*Do this*: Search the listing below for the word "React" and copy each line that holds it.
+++
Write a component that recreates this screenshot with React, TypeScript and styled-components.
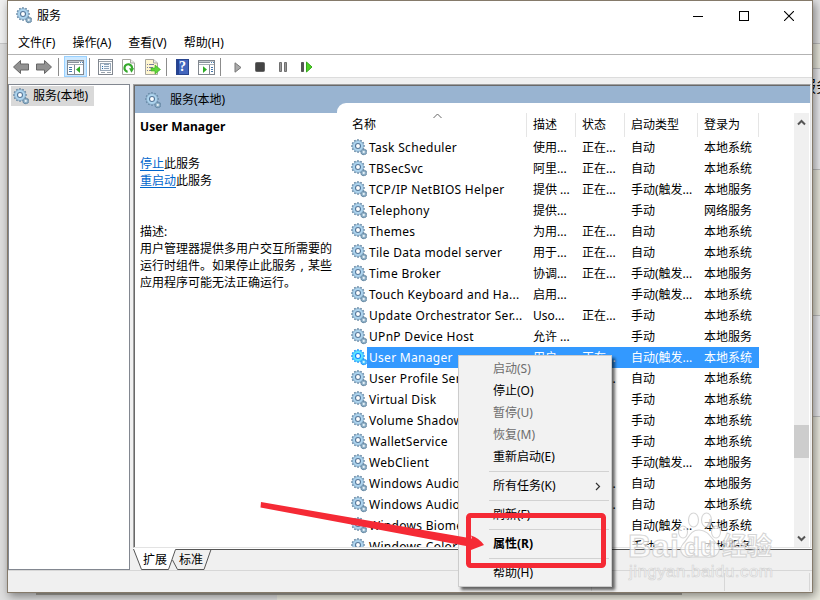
import React from "react";
import styled, { createGlobalStyle } from "styled-components";

const ui = `"Noto Sans", "Noto Sans CJK SC", sans-serif`;

const GlobalStyle = createGlobalStyle`
  * { box-sizing: border-box; }
  body { margin: 0; overflow: hidden; background: #d9d9d7; font: 12px/16px ${ui}; color: #000; }
`;

const Desktop = styled.div`
  position: relative;
  width: 820px;
  height: 600px;
  padding-left: 7px;
  overflow: hidden;
  background:
    linear-gradient(#a9a79f, #a9a79f) 36px 593px / 646px 2px no-repeat,
    linear-gradient(#f0f0f0 0 43px, #c6c6c6 43px 44px, #dedede 44px) 0 0 / 277px 600px no-repeat,
    linear-gradient(
      #e2e2e3 0 43px, #bdbdbd 43px 44px, #e8e7dc 44px 68px, #bdbdbd 68px 69px,
      #ebebee 69px 169px, #bdbdbd 169px 170px, #e8e7dc 170px 315px, #bdbdbd 315px 316px,
      #ebebee 316px 416px, #bdbdbd 416px 417px, #ecebe0 417px
    );
`;

const BehindText = styled.span`
  position: absolute;
  left: 800px;
  top: 76px;
  font-size: 16px;
  line-height: 20px;
  white-space: nowrap;
`;

const Window = styled.main`
  position: relative;
  width: 806px;
  height: 593px;
  border: 1px solid #857a6a;
  background: #f0f0f0;
  display: flex;
  flex-direction: column;
  box-shadow: 2px 3px 9px rgba(0, 0, 0, 0.45);
`;

const TitleBar = styled.header`
  height: 29px;
  display: flex;
  align-items: center;
  background: #fff;
  padding-left: 8px;
`;
const Title = styled.span`
  flex: 1;
  padding-left: 4px;
`;
const WindowButton = styled.button`
  width: 45.5px;
  height: 29px;
  padding: 0;
  border: 0;
  background: none;
  display: grid;
  place-items: center;
`;

const MenuBar = styled.nav`
  height: 24px;
  display: flex;
  gap: 17px;
  align-items: center;
  padding: 1px 0 0 10px;
  background: #fff;
`;

const Toolbar = styled.div`
  height: 24px;
  flex: none;
  display: flex;
  align-items: center;
  background: #fff;
  border-top: 1px solid #b3b3b3;
  border-bottom: 1px solid #dcdcdc;
  padding: 1px 0 0 4px;
`;
const Tool = styled.span<{ $w: number; $active?: boolean }>`
  width: ${(p) => p.$w}px;
  height: 21px;
  display: grid;
  place-items: center;
  padding-top: 1px;
  background: ${(p) => (p.$active ? "#cce8ff" : "transparent")};
  border: ${(p) => (p.$active ? "1px solid #99d1ff" : "0")};
`;
const ToolDivider = styled.i<{ $l: number; $r: number }>`
  width: 1px;
  height: 18px;
  background: #8c8c8c;
  margin: 0 ${(p) => p.$r}px 0 ${(p) => p.$l}px;
`;

const Body = styled.div`
  height: 486px;
  margin-top: 6px;
  display: flex;
  gap: 3px;
`;
const Tree = styled.aside`
  width: 122px;
  border: 1px solid #828790;
  background: #fff;
  padding: 1px 2px;
`;
const TreeItem = styled.div`
  width: 83px;
  height: 20px;
  display: flex;
  align-items: center;
  gap: 3px;
  padding-left: 2px;
  background: #d9d9d9;
`;

const Right = styled.section`
  width: 679px;
  display: flex;
  flex-direction: column;
`;
const Panel = styled.div`
  width: 678px;
  height: 464px;
  border: 1px solid #a0a0a0;
  border-right-color: #e3e3e3;
  border-bottom-color: #e3e3e3;
  box-shadow: inset 1px 1px #696969;
  padding: 1px 0 0 1px;
  background: #fff;
  display: flex;
  flex-direction: column;
`;
const PanelHeader = styled.div`
  height: 27px;
  flex: none;
  display: flex;
  align-items: center;
  gap: 8px;
  padding: 1px 0 0 10px;
  background: #99b4d1;
`;
const PanelBody = styled.div`
  flex: 1;
  min-height: 0;
  display: flex;
`;
const Details = styled.div`
  width: 202px;
  padding: 5px 4px 0 5px;
  line-height: 17px;
`;
const Heading = styled.h1`
  margin: 0 0 20px;
  font-size: 12px;
  line-height: 17px;
  letter-spacing: 0.1px;
`;
const Link = styled.a`
  color: #0066cc;
  text-decoration: underline;
  text-underline-offset: 2px;
`;
const Description = styled.p` margin: 34px -4px 0 0; `;
const Comma = styled.span`
  display: inline-block;
  width: 12px;
  text-align: center;
`;

const List = styled.div`
  width: 473px;
  height: 444px;
  margin-top: -10px;
  padding: 10px 0 0 14px;
  border-top-left-radius: 9px;
  background: #fff;
  display: flex;
  overflow: hidden;
`;
const Table = styled.div`
  width: 443px;
  height: 434px;
  overflow: hidden;
`;
const HeadRow = styled.div`
  display: grid;
  grid-template-columns: 176px 49px 49px 73px 61px;
  width: 408px;
  height: 24px;
  position: relative;
`;
const HeadCell = styled.span<{ $first?: boolean }>`
  border-right: 1px solid #e5e5e5;
  padding: 4px 0 0 ${(p) => (p.$first ? 1 : 6)}px;
`;
const SortArrow = styled.svg`
  position: absolute;
  left: 82px;
  top: 0;
`;
const Row = styled.div`
  display: flex;
  height: 21px;
  width: 408px;
`;
const RowCells = styled.div<{ $sel?: boolean }>`
  display: grid;
  grid-template-columns: 159px 49px 49px 73px 62px;
  line-height: 21px;
  background: ${(p) => (p.$sel ? "#3399ff" : "transparent")};
  color: ${(p) => (p.$sel ? "#fff" : "#000")};
`;
const Cell = styled.span<{ $name?: boolean }>`
  padding-left: ${(p) => (p.$name ? 2 : 7)}px;
  letter-spacing: ${(p) => (p.$name ? "0.3px" : "0")};
  white-space: nowrap;
`;
const GearSlot = styled.span<{ $sel?: boolean }>`
  width: 16px;
  height: 21px;
  padding-top: 2px;
  filter: ${(p) => (p.$sel ? "saturate(3.5)" : "none")};
`;

const Scroll = styled.div`
  width: 15px;
  height: 434px;
  background: #f0f0f0;
  display: flex;
  flex-direction: column;
  align-items: center;
`;
const ScrollArrow = styled.span`
  height: 18px;
  display: grid;
  place-items: center;
`;
const Thumb = styled.i`
  width: 15px;
  height: 33px;
  margin: 294px 0 71px;
  background: #cdcdcd;
`;

const TabStrip = styled.div`
  height: 22px;
  position: relative;
`;
const TabShape = styled.svg`
  position: absolute;
  left: 0;
  top: 0;
`;
const TabLabels = styled.div`
  position: relative;
  display: flex;
  gap: 12px;
  padding: 4px 0 0 10px;
`;
const StatusBar = styled.footer`
  height: 22px;
  display: flex;
  justify-content: flex-end;
  border-top: 1px solid #d7d7d7;
`;
const StatusCell = styled.i<{ $w: number }>`
  width: ${(p) => p.$w}px;
  margin-top: 2px;
  height: 18px;
  border-left: 1px solid #d7d7d7;
`;

const ContextMenu = styled.div`
  position: absolute;
  left: 458px;
  top: 355px;
  width: 154px;
  height: 232px;
  padding: 2px;
  border: 1px solid #ccc;
  background: #f2f2f2;
  box-shadow: 3px 3px 3px rgba(0, 0, 0, 0.6);
`;
const MenuItem = styled.div<{ $disabled?: boolean; $bold?: boolean }>`
  height: 22px;
  padding: 0 8px 0 32px;
  display: flex;
  align-items: center;
  justify-content: space-between;
  color: ${(p) => (p.$disabled ? "#6d6d6d" : "#000")};
  font-weight: ${(p) => (p.$bold ? 700 : 400)};
`;
const MenuLine = styled.div`
  height: 1px;
  margin: 3px 0 3px 28px;
  background: #d2d2d2;
`;

const Overlay = styled.svg`
  position: absolute;
  inset: 0;
  pointer-events: none;
`;

const teeth = [0, 30, 60, 90, 120, 150, 180, 210, 240, 270, 300, 330];
const Gear = () => (
  <svg width="17" height="17" viewBox="0 0 17 17">
    <g fill="#6688a4">
      {teeth.map((a) => (
        <rect key={a} x="6.1" y="0.2" width="1.7" height="3" transform={`rotate(${a} 7 7)`} />
      ))}
      {teeth.map((a) => (
        <rect key={a} x="12.2" y="9.7" width="1" height="6.4" transform={`rotate(${a} 12.7 12.9)`} />
      ))}
    </g>
    <circle cx="7" cy="7" r="4.1" fill="#f4f8fb" stroke="#add4ee" strokeWidth="2.9" />
    <circle cx="7" cy="7" r="5.5" fill="none" stroke="#7c9fbc" strokeWidth="0.7" />
    <circle cx="7" cy="7" r="2.5" fill="#fff" stroke="#54779a" strokeWidth="1.1" />
    <circle cx="12.7" cy="12.9" r="1.7" fill="#e6f1f7" stroke="#8fb1c8" strokeWidth="1.1" />
  </svg>
);

const Arrow = ({ flip }: { flip?: boolean }) => (
  <svg width="18" height="16" viewBox="0 0 18 16">
    <path
      transform={flip ? "translate(18 0) scale(-1 1)" : undefined}
      d="M1.5 8 8.5 1.5V5H16.5V11H8.5V14.5Z"
      fill="#929292"
      stroke="#666"
    />
  </svg>
);

const PaneIcon = ({ right }: { right?: boolean }) => (
  <svg width="17" height="15" viewBox="0 0 17 15" shapeRendering="crispEdges">
    <rect x=".5" y=".5" width="16" height="14" fill="#fff" stroke="#81878f" />
    <path d="M1 1.5H16" stroke="#c3c9cf" />
    <path d="M1 2.5H12" stroke="#89929c" />
    <path d="M13 2.5H16" stroke="#477fb5" strokeDasharray="1 1" />
    <path d="M1 4.5H16" stroke="#a5adb5" />
    <path d={right ? "M11.5 5V14" : "M7.5 5V14"} stroke="#81878f" />
    <path d={right ? "M13 7.5H15M13 9.5H15M13 11.5H15" : "M2 7.5H5M2 9.5H5M2 11.5H5"} stroke="#4677aa" />
    <path shapeRendering="auto" d={right ? "M5 6.2V13L9 9.6Z" : "M13 6.2V13L9 9.6Z"} fill="#2eac25" />
  </svg>
);

const PropertiesIcon = () => (
  <svg width="15" height="16" viewBox="0 0 15 16" shapeRendering="crispEdges">
    <rect x=".5" y=".5" width="14" height="15" fill="#fff" stroke="#81878f" />
    <path d="M1 2.5H14M3 13.5H7M9 13.5H13" stroke="#9aa3ac" />
    <rect x="2.5" y="4.5" width="10" height="7" fill="#f4f8fc" stroke="#98a7b7" />
    <path d="M4 7.5H5M4 9.5H5" stroke="#256dab" />
    <path d="M6 7.5H11M6 9.5H11M6 5.5H11" stroke="#8ba3ba" />
  </svg>
);

const Page = ({ exportIcon }: { exportIcon?: boolean }) => (
  <svg width="17" height="16" viewBox="0 0 17 16">
    <path d="M1.5.5H9.5L13.5 4V15.5H1.5Z" fill={exportIcon ? "#fff6cf" : "#fff"} stroke="#a7a7a0" />
    <path d="M9.5.5V4H13.5" fill="#eee" stroke="#a7a7a0" />
    {exportIcon ? (
      <>
        <path d="M3 5.5H4M5 5.5H10M3 8.5H4M5 8.5H9M3 11.5H4M5 11.5H9" stroke="#777ba2" />
        <path d="M7 9H11V6L16.5 10.5 11 15V12H7Z" fill="#60d53a" stroke="#36ac20" strokeWidth=".6" />
      </>
    ) : (
      <>
        <path d="M6.6 12.8A3.8 3.8 0 1 1 11 9.8" fill="none" stroke="#35a92b" strokeWidth="2.2" />
        <path d="M8 9.3H13.2L10.5 13.8Z" fill="#35a92b" />
      </>
    )}
  </svg>
);

const HelpIcon = styled.span`
  width: 13px;
  height: 16px;
  background: linear-gradient(90deg, #244394 2px, #4366bd 2px);
  border: 1px solid #29458e;
  color: #fff;
  font: bold 14px/14px "Liberation Serif", serif;
  text-align: center;
`;

const chevron = { fill: "none", stroke: "#555", strokeWidth: 2 };

type Service = [string, string, string, string, string];
const services: Service[] = [
  ["Task Scheduler", "使用...", "正在...", "自动", "本地系统"],
  ["TBSecSvc", "阿里...", "正在...", "自动", "本地系统"],
  ["TCP/IP NetBIOS Helper", "提供 ...", "正在...", "手动(触发...", "本地服务"],
  ["Telephony", "提供...", "", "手动", "网络服务"],
  ["Themes", "为用...", "正在...", "自动", "本地系统"],
  ["Tile Data model server", "用于...", "正在...", "自动", "本地系统"],
  ["Time Broker", "协调...", "正在...", "手动(触发...", "本地服务"],
  ["Touch Keyboard and Ha...", "启用...", "", "手动(触发...", "本地系统"],
  ["Update Orchestrator Ser...", "Uso...", "正在...", "手动", "本地系统"],
  ["UPnP Device Host", "允许 ...", "", "手动", "本地服务"],
  ["User Manager", "用户...", "正在...", "自动(触发...", "本地系统"],
  ["User Profile Service", "此服...", "正在...", "自动", "本地系统"],
  ["Virtual Disk", "提供...", "", "手动", "本地系统"],
  ["Volume Shadow Copy", "管理...", "", "手动", "本地系统"],
  ["WalletService", "电子...", "", "手动", "本地系统"],
  ["WebClient", "使基...", "", "手动(触发...", "本地服务"],
  ["Windows Audio", "管理...", "正在...", "自动", "本地服务"],
  ["Windows Audio Endpoint", "管理...", "正在...", "自动", "本地系统"],
  ["Windows Biometric", "Win...", "", "自动(触发...", "本地系统"],
  ["Windows Color System", "Wcs...", "", "手动", "本地服务"],
];

export default function App() {
  return (
    <Desktop>
      <GlobalStyle />
      <BehindText>服务</BehindText>
      <Window>
        <TitleBar>
          <Gear />
          <Title>服务</Title>
          <WindowButton><svg width="10" height="10"><path d="M0 5.5H10" stroke="#000" /></svg></WindowButton>
          <WindowButton><svg width="10" height="10"><rect x=".5" y=".5" width="9" height="9" fill="none" stroke="#000" /></svg></WindowButton>
          <WindowButton><svg width="10" height="10"><path d="M0 0 10 10M10 0 0 10" stroke="#000" strokeWidth="1.1" /></svg></WindowButton>
        </TitleBar>
        <MenuBar>
          <span>文件(F)</span><span>操作(A)</span><span>查看(V)</span><span>帮助(H)</span>
        </MenuBar>
        <Toolbar>
          <Tool $w={18}><Arrow /></Tool>
          <Tool $w={27}><Arrow flip /></Tool>
          <ToolDivider $l={1} $r={5} />
          <Tool $w={23} $active><PaneIcon /></Tool>
          <ToolDivider $l={2} $r={3} />
          <Tool $w={24}><PropertiesIcon /></Tool>
          <Tool $w={25}><Page /></Tool>
          <Tool $w={21}><Page exportIcon /></Tool>
          <ToolDivider $l={3} $r={4} />
          <Tool $w={23}><HelpIcon>?</HelpIcon></Tool>
          <Tool $w={24}><PaneIcon right /></Tool>
          <ToolDivider $l={2} $r={6} />
          <Tool $w={22}><svg width="8" height="11"><path d="M1 .8V10.2L7 5.5Z" fill="#aaa" stroke="#777" /></svg></Tool>
          <Tool $w={22}><svg width="10" height="10"><rect x=".5" y=".5" width="9" height="9" rx="1" fill="#444" stroke="#666" /></svg></Tool>
          <Tool $w={24}><svg width="8" height="10"><path d="M.5.5H2.5V9.5H.5ZM5.5.5H7.5V9.5H5.5Z" fill="#999" stroke="#707070" /></svg></Tool>
          <Tool $w={24}><svg width="12" height="12"><path d="M.5 1.5H2.5V10.5H.5Z" fill="#555" stroke="#555" /><path d="M5.5 1V11L11 6Z" fill="#4fd425" stroke="#36aa1c" /></svg></Tool>
        </Toolbar>
        <Body>
          <Tree><TreeItem><Gear /><span>服务(本地)</span></TreeItem></Tree>
          <Right>
            <Panel>
              <PanelHeader><Gear /><span>服务(本地)</span></PanelHeader>
              <PanelBody>
                <Details>
                  <Heading>User Manager</Heading>
                  <div><Link>停止</Link>此服务</div>
                  <div><Link>重启动</Link>此服务</div>
                  <Description>描述:<br />用户管理器提供多用户交互所需要的<br />运行时组件。如果停止此服务<Comma>,</Comma>某些<br />应用程序可能无法正确运行。</Description>
                </Details>
                <List>
                  <Table>
                    <HeadRow>
                      <HeadCell $first>名称</HeadCell>
                      <HeadCell>描述</HeadCell>
                      <HeadCell>状态</HeadCell>
                      <HeadCell>启动类型</HeadCell>
                      <HeadCell>登录为</HeadCell>
                      <SortArrow width="9" height="6"><path d="M.5 5 4.5 1 8.5 5" fill="none" stroke="#666" /></SortArrow>
                    </HeadRow>
                    {services.map((s, i) => (
                      <Row key={s[0]}>
                        <GearSlot $sel={i === 10}><Gear /></GearSlot>
                        <RowCells $sel={i === 10}>
                          {s.map((text, c) => <Cell key={c} $name={c === 0}>{text}</Cell>)}
                        </RowCells>
                      </Row>
                    ))}
                  </Table>
                  <Scroll>
                    <ScrollArrow><svg width="9" height="7"><path d="M1 5.5 4.5 2 8 5.5" {...chevron} /></svg></ScrollArrow>
                    <Thumb />
                    <ScrollArrow><svg width="9" height="7"><path d="M1 1.5 4.5 5 8 1.5" {...chevron} /></svg></ScrollArrow>
                  </Scroll>
                </List>
              </PanelBody>
            </Panel>
            <TabStrip>
              <TabShape width="679" height="22">
                <path d="M0 0H679V1.5H0Z" fill="#fff" />
                <path d="M.5 1 8.5 21.5H35.5L43.5 1Z" fill="#fff" />
                <path d="M.5 1 8.5 21.5H35.5L42.5 1.5H679M39.5 12 44.5 21.5H71L78 1.5" fill="none" stroke="#555" />
              </TabShape>
              <TabLabels><span>扩展</span><span>标准</span></TabLabels>
            </TabStrip>
          </Right>
        </Body>
        <StatusBar><StatusCell $w={133} /><StatusCell $w={85} /><StatusCell $w={3} /></StatusBar>
      </Window>
      <ContextMenu>
        <MenuItem $disabled>启动(S)</MenuItem>
        <MenuItem>停止(O)</MenuItem>
        <MenuItem $disabled>暂停(U)</MenuItem>
        <MenuItem $disabled>恢复(M)</MenuItem>
        <MenuItem>重新启动(E)</MenuItem>
        <MenuLine />
        <MenuItem>所有任务(K)<svg width="6" height="9"><path d="M1 1 4.5 4.5 1 8" fill="none" stroke="#333" strokeWidth="1.2" /></svg></MenuItem>
        <MenuLine />
        <MenuItem>刷新(F)</MenuItem>
        <MenuLine />
        <MenuItem $bold>属性(R)</MenuItem>
        <MenuLine />
        <MenuItem>帮助(H)</MenuItem>
      </ContextMenu>
      <Overlay width="820" height="600">
        <rect x="468.5" y="515.5" width="135" height="50" rx="2" fill="none" stroke="#f52a35" strokeWidth="5" />
        <path d="M261 502 472 538.5 471 535.5Q479 538 484 545L471 550 466 546 260.5 507.5Z" fill="#f52a35" />
        <g fill="#fff" fillOpacity=".72" stroke="#c8c8c8" strokeOpacity=".75" strokeWidth="1.1">
          <ellipse cx="683" cy="532" rx="4.5" ry="6" />
          <ellipse cx="693.5" cy="520" rx="5" ry="7" />
          <ellipse cx="706.5" cy="520" rx="5" ry="7" />
          <ellipse cx="716" cy="532" rx="4.5" ry="6" />
          <path d="M699 530C690 530 689 538 683 544 677 551 684 559 692 557H706C718 559 723 549 716 543 710 536 707 530 699 530Z" />
          <g fontFamily="Liberation Sans, sans-serif" fontWeight="bold">
            <text x="628" y="557" fontSize="32" textLength="51">Bai</text>
            <text x="684" y="556" fontSize="26" textLength="32">du</text>
            <text x="722" y="555" fontSize="25" textLength="50" fontFamily="Noto Sans CJK SC, sans-serif">经验</text>
          </g>
          <text x="629" y="577" fontSize="17" textLength="144" strokeWidth=".7" fontFamily="Liberation Sans, sans-serif">jingyan.baidu.com</text>
        </g>
      </Overlay>
    </Desktop>
  );
}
+++
*Full solution*:
Write a component that recreates this screenshot with React, TypeScript and styled-components.
import React from "react";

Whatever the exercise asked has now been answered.